By Seth Piccirillo | Senior Manager of Economic Development
- 81% of Millennials and 77% of Baby Boomers prefer to live in walkable, active communities.
- By 2030, 25% of people in the rental and housing market will seek housing near transit.
- The Buffalo Niagara Metro Rail Corridor’s population is expected to grow 4.5% faster than the rest of the region.
- 28% of all regional jobs will be located within the Metro Rail Corridor.
(Statistics from the Greater Buffalo Niagara Regional Transportation Council 2018 Comprehensive Transit Oriented Development Plan)
Transit Oriented Development (TOD) is no longer just a catalog of possible amenities.
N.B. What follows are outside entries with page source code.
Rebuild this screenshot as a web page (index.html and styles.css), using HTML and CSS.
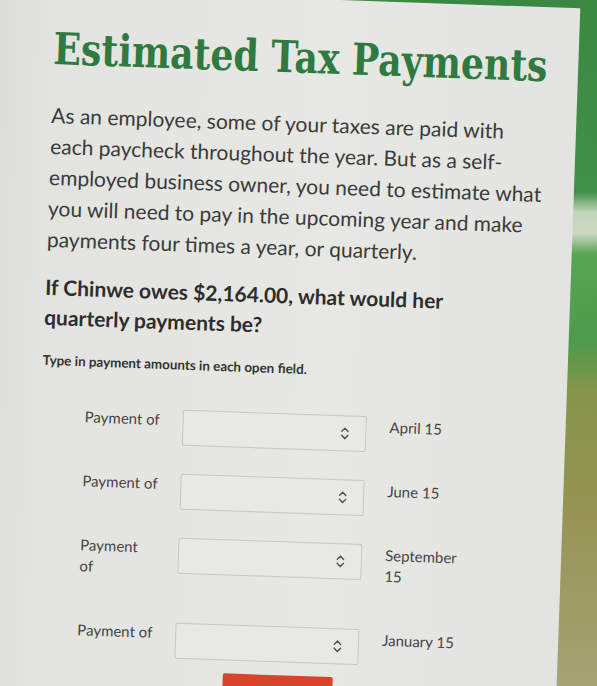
FILE: index.html
```html
<!DOCTYPE html>
<html>
<head>
<meta charset="utf-8">
<link rel="stylesheet" href="styles.css">
</head>
<body>
<main class="card">
  <h1 class="title"><span class="title-text">Estimated Tax Payments</span></h1>
  <p class="intro">As an employee, some of your taxes are paid with each paycheck throughout the year. But as a self-employed business owner, you need to estimate what you will need to pay in the upcoming year and make payments four times a year, or quarterly.</p>
  <p class="question">If Chinwe owes $2,164.00, what would her quarterly payments be?</p>
  <p class="hint">Type in payment amounts in each open field.</p>
  <div class="rows">
    <div class="row">
      <span class="label">Payment of</span>
      <span class="field"><svg class="spin" width="9" height="16" viewBox="0 0 9 16"><path d="M1.4 6 L4.5 2.8 L7.6 6 M1.4 10 L4.5 13.2 L7.6 10" fill="none" stroke="#555" stroke-width="1.5" stroke-linecap="round" stroke-linejoin="round"/></svg></span>
      <span class="date">April 15</span>
    </div>
    <div class="row">
      <span class="label">Payment of</span>
      <span class="field"><svg class="spin" width="9" height="16" viewBox="0 0 9 16"><path d="M1.4 6 L4.5 2.8 L7.6 6 M1.4 10 L4.5 13.2 L7.6 10" fill="none" stroke="#555" stroke-width="1.5" stroke-linecap="round" stroke-linejoin="round"/></svg></span>
      <span class="date">June 15</span>
    </div>
    <div class="row">
      <span class="label narrow">Payment of</span>
      <span class="field"><svg class="spin" width="9" height="16" viewBox="0 0 9 16"><path d="M1.4 6 L4.5 2.8 L7.6 6 M1.4 10 L4.5 13.2 L7.6 10" fill="none" stroke="#555" stroke-width="1.5" stroke-linecap="round" stroke-linejoin="round"/></svg></span>
      <span class="date">September 15</span>
    </div>
    <div class="row last">
      <span class="label">Payment of</span>
      <span class="field"><svg class="spin" width="9" height="16" viewBox="0 0 9 16"><path d="M1.4 6 L4.5 2.8 L7.6 6 M1.4 10 L4.5 13.2 L7.6 10" fill="none" stroke="#555" stroke-width="1.5" stroke-linecap="round" stroke-linejoin="round"/></svg></span>
      <span class="date">January 15</span>
    </div>
  </div>
  <div class="submit"></div>
</main>
</body>
</html>
```
FILE: styles.css
```css
html, body {
  margin: 0;
  padding: 0;
}
body {
  width: 597px;
  height: 686px;
  overflow: hidden;
  background: linear-gradient(180deg, #3a8842 0%, #42904a 28%, #c4d5bc 31%, #cdd8c4 34%, #58a556 37%, #4f9a4c 50%, #86954a 57%, #979455 75%, #a4a476 100%);
  font-family: "Lato", "Liberation Sans", sans-serif;
}
.card {
  box-sizing: border-box;
  width: 600px;
  height: 730px;
  margin: -10px 0 0 -22px;
  padding: 0 0 0 75px;
  overflow: hidden;
  background: linear-gradient(90deg, #d9d9d5 0%, #e3e3e0 12%, #e7e7e4 60%, #e3e3e0 100%);
  transform: rotate(2deg);
  transform-origin: 75px 75px;
}
.title {
  margin: 0;
  padding-top: 29px;
  font-family: "DejaVu Serif", serif;
  font-stretch: condensed;
  font-weight: bold;
  font-size: 44px;
  line-height: 60px;
  color: #2e7a40;
  white-space: nowrap;
}
.title-text {
  display: inline-block;
  transform: scaleX(0.915);
  transform-origin: left center;
}
.intro {
  margin: 20px 0 0;
  width: 500px;
  font-size: 21px;
  line-height: 31px;
  color: #3a3a3a;
}
.question {
  margin: 17.5px 0 0;
  width: 430px;
  font-weight: bold;
  font-size: 21px;
  line-height: 30px;
  color: #2d2d2d;
}
.hint {
  margin: 19px 0 0;
  font-weight: bold;
  font-size: 13.4px;
  line-height: 18px;
  color: #333;
}
.rows {
  margin-top: 36px;
  padding-left: 44px;
  display: flex;
  flex-direction: column;
  gap: 28px;
}
.row {
  display: flex;
  align-items: flex-start;
  font-size: 15px;
  line-height: 21px;
  color: #444;
}
.row.last {
  margin-top: 15px;
}
.label {
  width: 98px;
  flex: none;
}
.label.narrow {
  width: 62px;
  margin-right: 36px;
}
.field {
  flex: none;
  width: 184px;
  height: 36px;
  border: 1px solid #c6c6c2;
  border-radius: 2px;
  background: #e8e8e5;
  display: flex;
  align-items: center;
  justify-content: flex-end;
  box-sizing: border-box;
  padding-right: 16px;
}
.spin {
  display: block;
}
.date {
  margin-left: 23px;
  width: 80px;
}
.submit {
  margin: 13px 0 0 191px;
  width: 110px;
  height: 40px;
  background: #d9432c;
  border-radius: 2px;
}
```
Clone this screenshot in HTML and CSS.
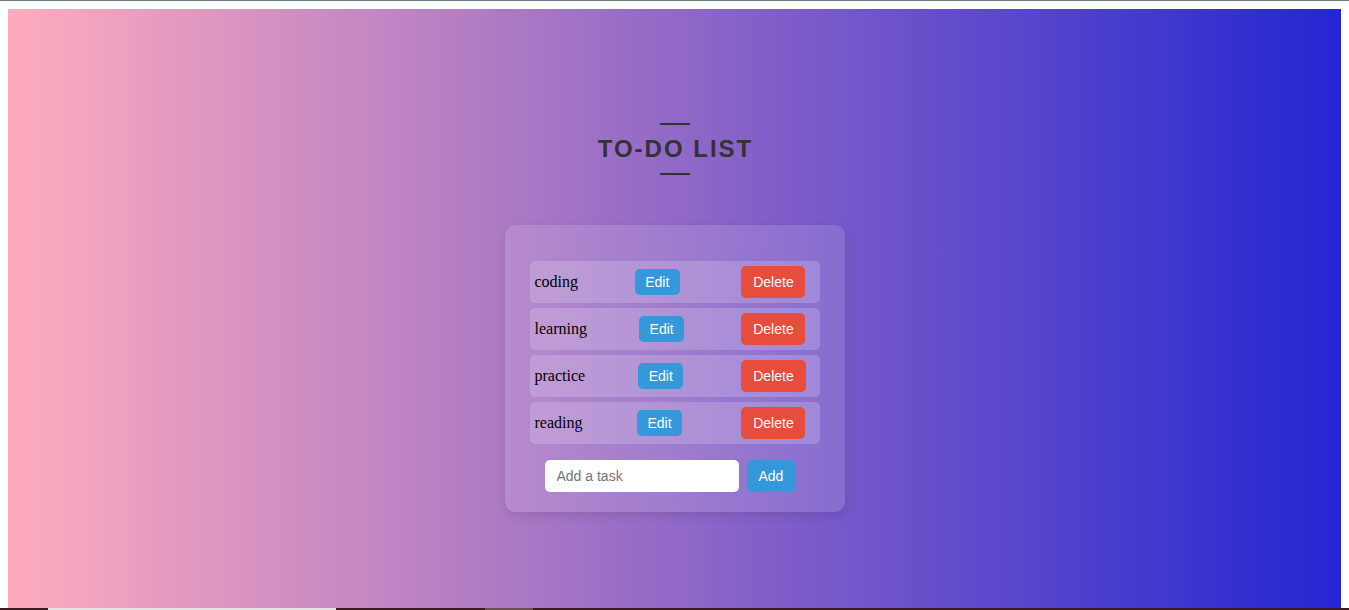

Most often associated with urban density, many rust belt cities viewed TOD as an aspiration rather than a reality for many years. That’s all changing. TOD is now an accessible and necessary approach to how land is used, and connectivity is created – sparking a useful dialogue on what cities of the future can be. A significant part of this ongoing TOD conversation is happening right here in Buffalo.
In February 2020, the City of Buffalo, Buffalo Urban Renewal Agency, Stantec Urban Places and the Congress for New Urbanism (CNU) collaborated to host “The Future of Mobility: Remaking Buffalo for the 21st Century.” The week-long workshop series convened developers, public officials, experts and the community to discuss the best way to balance the city’s current progress with new opportunities for emerging technologies to transform regional transportation options. CNU will return later this year with a full report of the workshops’ findings, with that information intended to help elected officials make development and community focused transportation investments over the next 20 years.
CNU’s latest visit to Buffalo is both well timed and located. Buffalo Mayor Byron Brown recently announced a pledge for Buffalo to become “the nation’s leading intelligent smart city,” including plans to continue smart streetlight installation, smart sewer initiative and launch a public-private partnership with the SAS Institute. Most of the February workshops were also hosted at Douglas Development’s Seneca One Tower, currently being redeveloped to become home to M&T Bank’s Tech Hub, and 1,000 new jobs. The additional of so many new downtown employers, and potential residents, will significantly impact the near future of the city’s transportation and parking infrastructure, making now the right time for creative solutions.
A recently announced partnership between Douglas Development and Buffalo Mayor Byron Brown could serve as a model for future public-private sector transportation investment. Seneca One Tower owner Douglas Jemal has agreed to invest a $20 million Erie County Industrial Development Agency tax abatement into public realm improvements surrounding the building, including completion of the Cars on Main Street Project. Such an unconventional financial agreement is new to the region but could be an important tool for the future of Buffalo Niagara TOD.
Investment in TOD may be supported by financial statistics, both locally and nationally, but there are still not enough federal, state and local funds to meet the demands of both repairing aging transportation infrastructure and keeping up with new technologies.
Buffalo Niagara will need to continue being creative in TOD to complete existing transportation and place-making projects and to build advocacy for a potential Niagara Frontier Transportation Authority Metro Rail extension. The continued engagement of CNU and the stakeholders brought together at the February Mobility workshops will help keep the conversation moving forward in Buffalo as TOD continues to become an even stronger nation-wide theme.